▶ _What the task requires_
From the records below, extract only the lines running from the line with "Emit a component" to the line with "14 + i * 12.7);", both lines included, reproducing them exactly.

▶ _Records for processing_
-- begin --
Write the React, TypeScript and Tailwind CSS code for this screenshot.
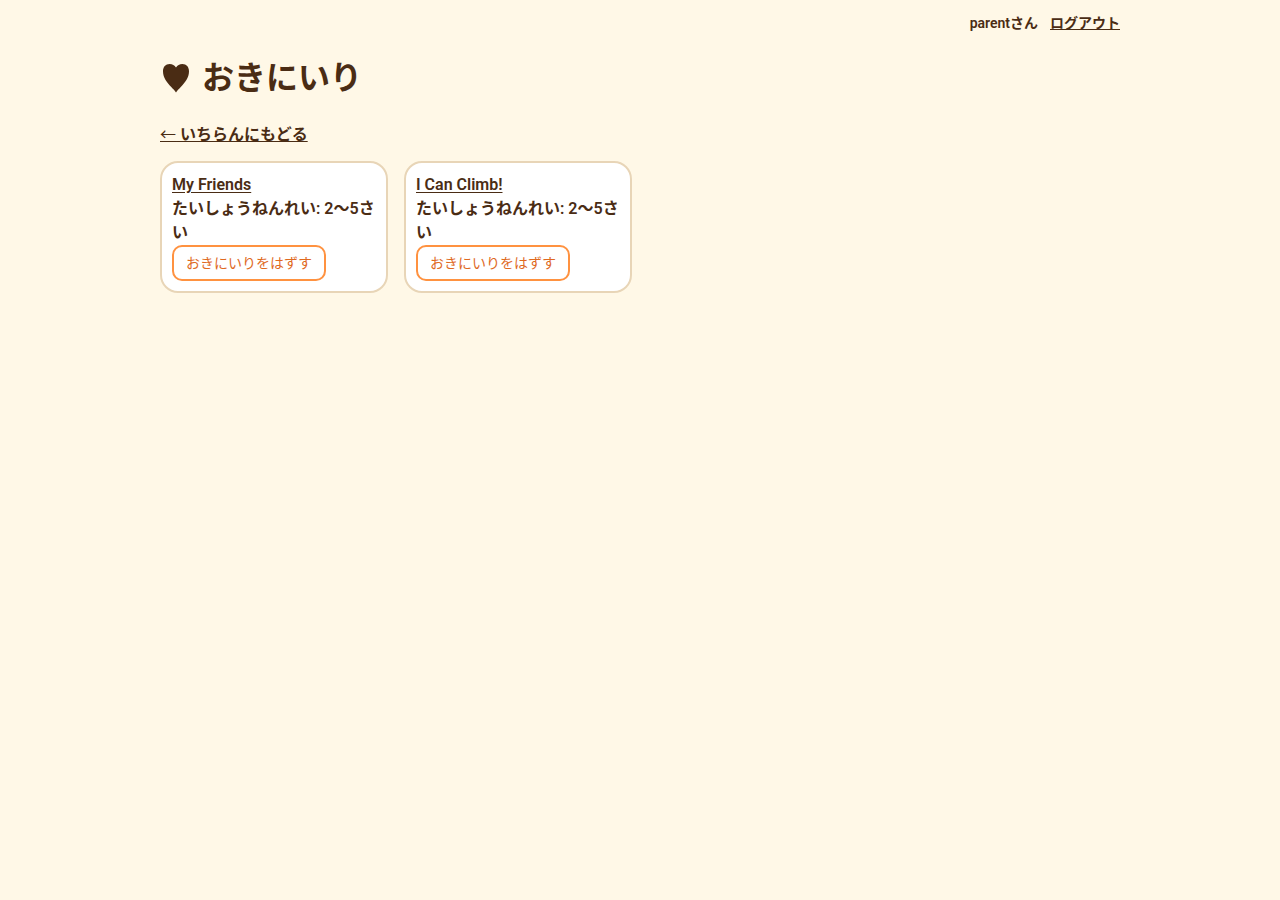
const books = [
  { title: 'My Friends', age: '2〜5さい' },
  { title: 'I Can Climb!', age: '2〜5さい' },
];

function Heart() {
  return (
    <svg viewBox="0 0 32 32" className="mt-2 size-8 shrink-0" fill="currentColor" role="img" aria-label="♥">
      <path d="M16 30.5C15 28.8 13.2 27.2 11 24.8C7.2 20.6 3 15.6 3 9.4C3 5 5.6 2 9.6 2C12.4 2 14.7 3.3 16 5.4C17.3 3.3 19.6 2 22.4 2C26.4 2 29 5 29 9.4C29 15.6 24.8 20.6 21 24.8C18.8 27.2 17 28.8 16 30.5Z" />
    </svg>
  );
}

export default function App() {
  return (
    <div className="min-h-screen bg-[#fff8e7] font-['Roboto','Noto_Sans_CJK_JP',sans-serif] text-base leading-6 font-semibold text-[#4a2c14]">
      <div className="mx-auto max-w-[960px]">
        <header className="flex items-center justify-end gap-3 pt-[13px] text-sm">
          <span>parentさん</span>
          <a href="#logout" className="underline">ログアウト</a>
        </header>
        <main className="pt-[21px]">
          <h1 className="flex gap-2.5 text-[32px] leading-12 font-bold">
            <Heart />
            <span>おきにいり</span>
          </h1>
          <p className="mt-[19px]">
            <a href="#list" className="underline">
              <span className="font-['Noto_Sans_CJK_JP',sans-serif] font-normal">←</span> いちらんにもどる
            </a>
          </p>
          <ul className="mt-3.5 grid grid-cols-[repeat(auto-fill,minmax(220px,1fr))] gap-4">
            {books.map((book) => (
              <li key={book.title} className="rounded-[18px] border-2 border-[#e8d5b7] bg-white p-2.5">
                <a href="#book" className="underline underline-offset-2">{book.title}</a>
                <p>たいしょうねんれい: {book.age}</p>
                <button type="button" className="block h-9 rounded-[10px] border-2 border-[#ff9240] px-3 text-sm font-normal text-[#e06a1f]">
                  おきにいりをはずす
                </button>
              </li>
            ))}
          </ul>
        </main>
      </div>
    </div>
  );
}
-- end --
-- begin --
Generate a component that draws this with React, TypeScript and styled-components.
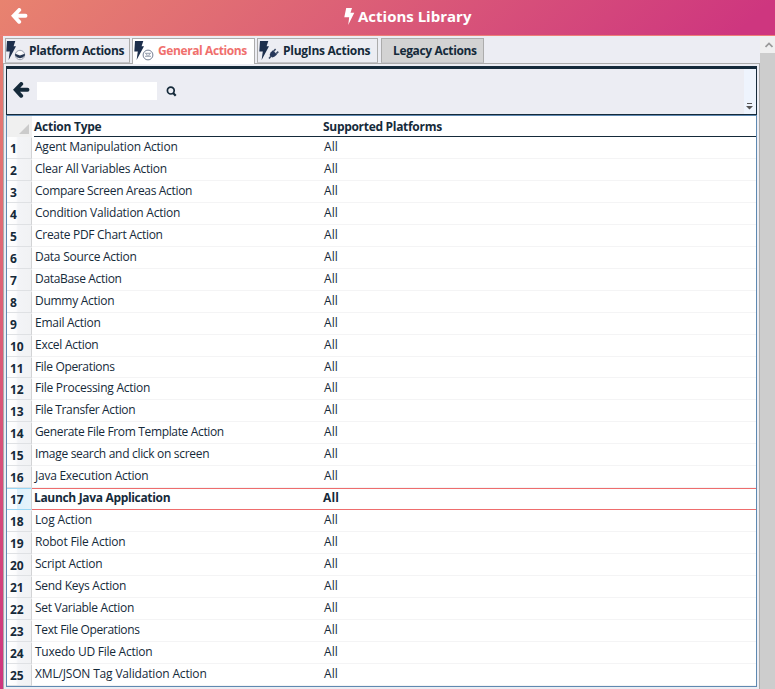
-- end --
-- begin --
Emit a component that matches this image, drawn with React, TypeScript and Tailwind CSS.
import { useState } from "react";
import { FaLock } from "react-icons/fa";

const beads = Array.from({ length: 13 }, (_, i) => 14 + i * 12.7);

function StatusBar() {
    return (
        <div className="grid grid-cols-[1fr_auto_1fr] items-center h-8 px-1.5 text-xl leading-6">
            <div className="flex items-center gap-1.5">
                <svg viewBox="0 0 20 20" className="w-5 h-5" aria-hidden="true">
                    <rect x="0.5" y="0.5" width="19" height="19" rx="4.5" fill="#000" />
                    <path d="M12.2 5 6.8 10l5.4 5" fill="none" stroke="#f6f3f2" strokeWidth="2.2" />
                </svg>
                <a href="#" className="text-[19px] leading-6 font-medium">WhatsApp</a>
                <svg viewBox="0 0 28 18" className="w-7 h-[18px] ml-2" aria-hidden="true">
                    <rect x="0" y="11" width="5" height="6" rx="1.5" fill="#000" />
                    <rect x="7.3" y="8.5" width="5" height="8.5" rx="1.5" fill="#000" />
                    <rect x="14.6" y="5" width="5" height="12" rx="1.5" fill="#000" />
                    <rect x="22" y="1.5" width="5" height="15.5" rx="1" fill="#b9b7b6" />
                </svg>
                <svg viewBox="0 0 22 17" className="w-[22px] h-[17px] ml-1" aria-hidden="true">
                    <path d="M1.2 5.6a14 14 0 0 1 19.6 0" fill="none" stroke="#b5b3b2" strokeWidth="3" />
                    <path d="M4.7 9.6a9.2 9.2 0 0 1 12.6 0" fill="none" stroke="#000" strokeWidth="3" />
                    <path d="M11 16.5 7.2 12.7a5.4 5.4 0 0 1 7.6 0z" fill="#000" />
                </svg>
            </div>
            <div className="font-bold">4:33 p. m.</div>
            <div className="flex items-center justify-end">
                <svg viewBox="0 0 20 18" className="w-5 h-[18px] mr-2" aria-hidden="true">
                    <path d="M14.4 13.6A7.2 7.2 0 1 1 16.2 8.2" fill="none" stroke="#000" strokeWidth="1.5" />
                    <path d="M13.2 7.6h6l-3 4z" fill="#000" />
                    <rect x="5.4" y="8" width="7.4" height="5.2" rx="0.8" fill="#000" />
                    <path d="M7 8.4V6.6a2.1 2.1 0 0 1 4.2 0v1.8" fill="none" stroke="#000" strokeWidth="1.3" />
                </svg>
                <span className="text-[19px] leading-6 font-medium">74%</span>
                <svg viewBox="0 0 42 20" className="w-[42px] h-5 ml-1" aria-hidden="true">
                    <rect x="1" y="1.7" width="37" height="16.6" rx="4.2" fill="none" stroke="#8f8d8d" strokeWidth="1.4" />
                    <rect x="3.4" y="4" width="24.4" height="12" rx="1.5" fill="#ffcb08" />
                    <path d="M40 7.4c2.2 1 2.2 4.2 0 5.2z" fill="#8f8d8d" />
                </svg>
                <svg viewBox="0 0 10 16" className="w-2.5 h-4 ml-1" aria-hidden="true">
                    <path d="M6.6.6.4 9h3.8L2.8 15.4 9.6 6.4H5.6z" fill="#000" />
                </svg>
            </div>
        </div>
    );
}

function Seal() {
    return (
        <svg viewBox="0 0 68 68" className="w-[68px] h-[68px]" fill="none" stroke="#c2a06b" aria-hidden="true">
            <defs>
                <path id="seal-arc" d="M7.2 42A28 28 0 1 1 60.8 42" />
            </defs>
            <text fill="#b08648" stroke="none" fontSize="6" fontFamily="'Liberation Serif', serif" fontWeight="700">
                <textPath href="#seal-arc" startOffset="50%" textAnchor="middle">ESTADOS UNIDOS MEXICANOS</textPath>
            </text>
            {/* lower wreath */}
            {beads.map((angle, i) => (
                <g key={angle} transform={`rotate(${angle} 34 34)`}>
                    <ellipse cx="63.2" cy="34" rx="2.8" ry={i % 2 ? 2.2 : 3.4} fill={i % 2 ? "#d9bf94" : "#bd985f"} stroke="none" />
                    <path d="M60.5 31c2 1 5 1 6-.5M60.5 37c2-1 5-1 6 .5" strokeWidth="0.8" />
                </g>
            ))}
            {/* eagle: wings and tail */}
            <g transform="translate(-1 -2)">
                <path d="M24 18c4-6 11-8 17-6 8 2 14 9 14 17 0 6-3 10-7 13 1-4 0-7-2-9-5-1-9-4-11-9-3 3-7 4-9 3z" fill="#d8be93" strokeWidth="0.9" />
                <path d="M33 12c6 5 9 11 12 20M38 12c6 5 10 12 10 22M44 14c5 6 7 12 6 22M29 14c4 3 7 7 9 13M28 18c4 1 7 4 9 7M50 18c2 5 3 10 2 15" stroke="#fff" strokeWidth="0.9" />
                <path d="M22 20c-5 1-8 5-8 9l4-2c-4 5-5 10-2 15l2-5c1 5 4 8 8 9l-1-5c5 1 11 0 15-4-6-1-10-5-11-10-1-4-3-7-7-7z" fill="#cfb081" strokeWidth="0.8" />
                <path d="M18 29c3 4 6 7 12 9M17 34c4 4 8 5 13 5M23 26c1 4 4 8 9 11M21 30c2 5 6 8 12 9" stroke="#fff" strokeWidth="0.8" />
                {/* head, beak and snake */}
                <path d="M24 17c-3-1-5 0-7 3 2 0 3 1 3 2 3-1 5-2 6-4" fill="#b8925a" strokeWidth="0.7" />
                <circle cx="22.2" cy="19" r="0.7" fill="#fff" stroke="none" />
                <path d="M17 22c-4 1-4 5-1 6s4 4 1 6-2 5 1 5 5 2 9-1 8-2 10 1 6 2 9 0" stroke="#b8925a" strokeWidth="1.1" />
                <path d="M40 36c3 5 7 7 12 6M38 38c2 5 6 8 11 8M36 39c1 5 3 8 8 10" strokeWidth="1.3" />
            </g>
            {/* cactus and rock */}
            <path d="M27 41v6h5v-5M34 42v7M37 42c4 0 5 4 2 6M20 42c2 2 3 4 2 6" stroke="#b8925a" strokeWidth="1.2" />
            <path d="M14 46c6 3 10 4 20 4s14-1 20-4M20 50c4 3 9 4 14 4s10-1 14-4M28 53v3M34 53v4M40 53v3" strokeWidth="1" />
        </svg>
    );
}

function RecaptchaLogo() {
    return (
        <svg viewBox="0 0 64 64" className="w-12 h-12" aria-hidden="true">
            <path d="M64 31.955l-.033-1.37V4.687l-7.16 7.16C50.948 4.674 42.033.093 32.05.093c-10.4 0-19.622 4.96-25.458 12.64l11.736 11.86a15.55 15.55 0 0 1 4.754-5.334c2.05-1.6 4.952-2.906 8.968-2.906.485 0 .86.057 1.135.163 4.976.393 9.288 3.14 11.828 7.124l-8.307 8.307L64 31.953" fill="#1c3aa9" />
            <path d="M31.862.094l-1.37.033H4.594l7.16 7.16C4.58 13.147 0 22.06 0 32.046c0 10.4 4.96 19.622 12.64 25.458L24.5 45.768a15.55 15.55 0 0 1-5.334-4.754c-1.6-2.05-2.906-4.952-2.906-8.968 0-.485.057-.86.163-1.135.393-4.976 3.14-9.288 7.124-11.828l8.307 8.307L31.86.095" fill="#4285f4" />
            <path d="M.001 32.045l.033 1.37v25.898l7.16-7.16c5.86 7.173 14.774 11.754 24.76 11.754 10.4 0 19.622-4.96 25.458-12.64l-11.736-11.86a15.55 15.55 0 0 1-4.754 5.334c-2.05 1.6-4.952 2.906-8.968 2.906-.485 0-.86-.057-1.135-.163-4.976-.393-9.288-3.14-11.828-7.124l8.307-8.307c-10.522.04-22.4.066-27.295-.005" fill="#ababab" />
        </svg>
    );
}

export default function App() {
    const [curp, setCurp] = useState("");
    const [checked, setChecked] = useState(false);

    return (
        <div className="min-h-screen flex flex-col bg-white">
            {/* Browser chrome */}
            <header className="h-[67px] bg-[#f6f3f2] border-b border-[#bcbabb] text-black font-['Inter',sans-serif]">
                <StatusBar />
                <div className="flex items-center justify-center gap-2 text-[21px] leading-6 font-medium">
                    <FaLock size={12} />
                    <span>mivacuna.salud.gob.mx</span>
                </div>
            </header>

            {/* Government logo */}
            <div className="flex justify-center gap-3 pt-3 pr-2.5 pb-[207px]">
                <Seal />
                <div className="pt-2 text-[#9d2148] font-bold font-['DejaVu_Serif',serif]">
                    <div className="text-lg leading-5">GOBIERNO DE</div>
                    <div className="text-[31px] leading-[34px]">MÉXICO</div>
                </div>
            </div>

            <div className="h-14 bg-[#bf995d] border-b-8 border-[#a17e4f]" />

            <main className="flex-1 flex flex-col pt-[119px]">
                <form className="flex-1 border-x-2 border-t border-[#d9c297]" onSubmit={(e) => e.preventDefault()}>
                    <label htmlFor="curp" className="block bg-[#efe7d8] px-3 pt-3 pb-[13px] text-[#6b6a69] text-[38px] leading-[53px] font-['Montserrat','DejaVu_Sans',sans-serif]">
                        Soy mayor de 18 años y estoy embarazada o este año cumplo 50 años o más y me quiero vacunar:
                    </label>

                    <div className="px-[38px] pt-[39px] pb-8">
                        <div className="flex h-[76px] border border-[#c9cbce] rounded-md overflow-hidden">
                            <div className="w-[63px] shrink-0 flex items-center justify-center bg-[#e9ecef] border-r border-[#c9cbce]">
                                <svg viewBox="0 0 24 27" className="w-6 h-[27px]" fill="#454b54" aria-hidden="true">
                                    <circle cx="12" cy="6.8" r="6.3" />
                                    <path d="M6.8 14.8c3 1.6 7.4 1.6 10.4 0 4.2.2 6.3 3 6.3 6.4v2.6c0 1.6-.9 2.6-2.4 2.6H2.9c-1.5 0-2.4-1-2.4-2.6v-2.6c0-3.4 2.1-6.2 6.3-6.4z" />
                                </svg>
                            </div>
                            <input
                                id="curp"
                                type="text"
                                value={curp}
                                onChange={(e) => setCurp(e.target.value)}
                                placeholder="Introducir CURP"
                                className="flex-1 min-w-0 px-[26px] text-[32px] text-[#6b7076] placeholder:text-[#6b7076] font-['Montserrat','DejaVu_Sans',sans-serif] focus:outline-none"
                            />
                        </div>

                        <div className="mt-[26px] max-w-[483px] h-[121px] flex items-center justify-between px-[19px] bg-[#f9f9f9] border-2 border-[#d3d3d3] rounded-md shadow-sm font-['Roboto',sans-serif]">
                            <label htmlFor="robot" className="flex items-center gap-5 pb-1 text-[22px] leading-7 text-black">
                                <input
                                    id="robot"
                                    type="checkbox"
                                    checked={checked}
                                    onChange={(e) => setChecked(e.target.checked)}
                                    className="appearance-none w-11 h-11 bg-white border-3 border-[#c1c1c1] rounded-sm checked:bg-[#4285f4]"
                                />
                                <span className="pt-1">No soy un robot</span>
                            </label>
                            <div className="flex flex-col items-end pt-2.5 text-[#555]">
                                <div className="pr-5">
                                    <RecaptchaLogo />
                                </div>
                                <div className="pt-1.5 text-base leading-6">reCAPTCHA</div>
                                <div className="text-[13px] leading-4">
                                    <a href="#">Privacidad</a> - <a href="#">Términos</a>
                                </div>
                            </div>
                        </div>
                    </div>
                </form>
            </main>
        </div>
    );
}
-- end --
▶ _Result for this exercise_
Emit a component that matches this image, drawn with React, TypeScript and Tailwind CSS.
import { useState } from "react";
import { FaLock } from "react-icons/fa";

const beads = Array.from({ length: 13 }, (_, i) => 14 + i * 12.7);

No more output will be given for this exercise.